Non loin des murs de la ville morte, il y a cependant de grands dômes soigneusement blanchis, qui n’ont pas l’air de ruines ; et ils s’élèvent au milieu de bocages enclos, dont la verdure encore vivante, presque fraîche, étonne sur cette terre calcinée. Ce sont les tombeaux des anciens rois de Golconde ; grâce au respect des Indiens pour la mort, ils ont été épargnés, et, en ces dernières années, on a replanté alentour les grands jardins funéraires.

Plusieurs sultans et sultanes de ce féerique royaume sont là endormis sous les larges coupoles superbes. Un seul d’entre eux manque à la muette compagnie, le dernier, qui pourtant avait fait construire lui-même sa demeure d’éternité, mais qui fut chassé de sa sépulture comme de ses États par Aurangzeb le conquérant, et mourut en exil.

Leur lieu de repos est exquis ; on y retrouve, un peu étiolés par la chaleur de l’Inde, nos cyprès, arbres des morts dans les cimetières d’Orient comme dans les nôtres ; les allées de sable fin y sont droites comme dans nos vieux jardins de France, avec des alignemens de vases contenant des rosiers tout roses de fleurs. Des équipes de femmes et de jeunes filles, chargées d’entretenir la vie factice de cette oasis, déversent matin et soir sur les plates-bandes une eau rare qu’elles apportent dans des vases de terre et que des hommes tirent à grand’peine du fond des puits, creux comme des abîmes.

De loin, la chaux donnait à ces dômes un faux air vivant. Mais l’intérieur des vastes mausolées n’a plus une peinture, plus un objet d’ornementation ; tout le luxe d’autrefois s’y est éteint dans la vétusté grise.

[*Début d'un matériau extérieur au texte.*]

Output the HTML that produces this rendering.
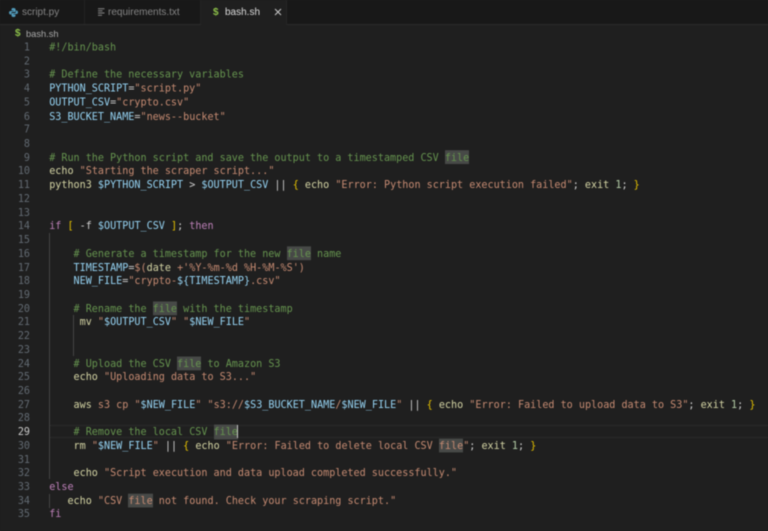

Cependant, sur chaque petit tombeau de marbre, isolé sous sa coupole vide, il y a des guirlandes de fleurs, — hommage d’une piété adorable, à ces souverains dont la dynastie s’est éteinte depuis trois fois cent ans.

Le charme étrange et nostalgique de ces jardins, entretenus à force d’arrosage au milieu d’une solitude brûlée, est que les cyprès longs et frêles y voisinent avec les palmiers, et que, sur les vases de roses, des colibris confians voltigent, comme feraient chez nous des papillons.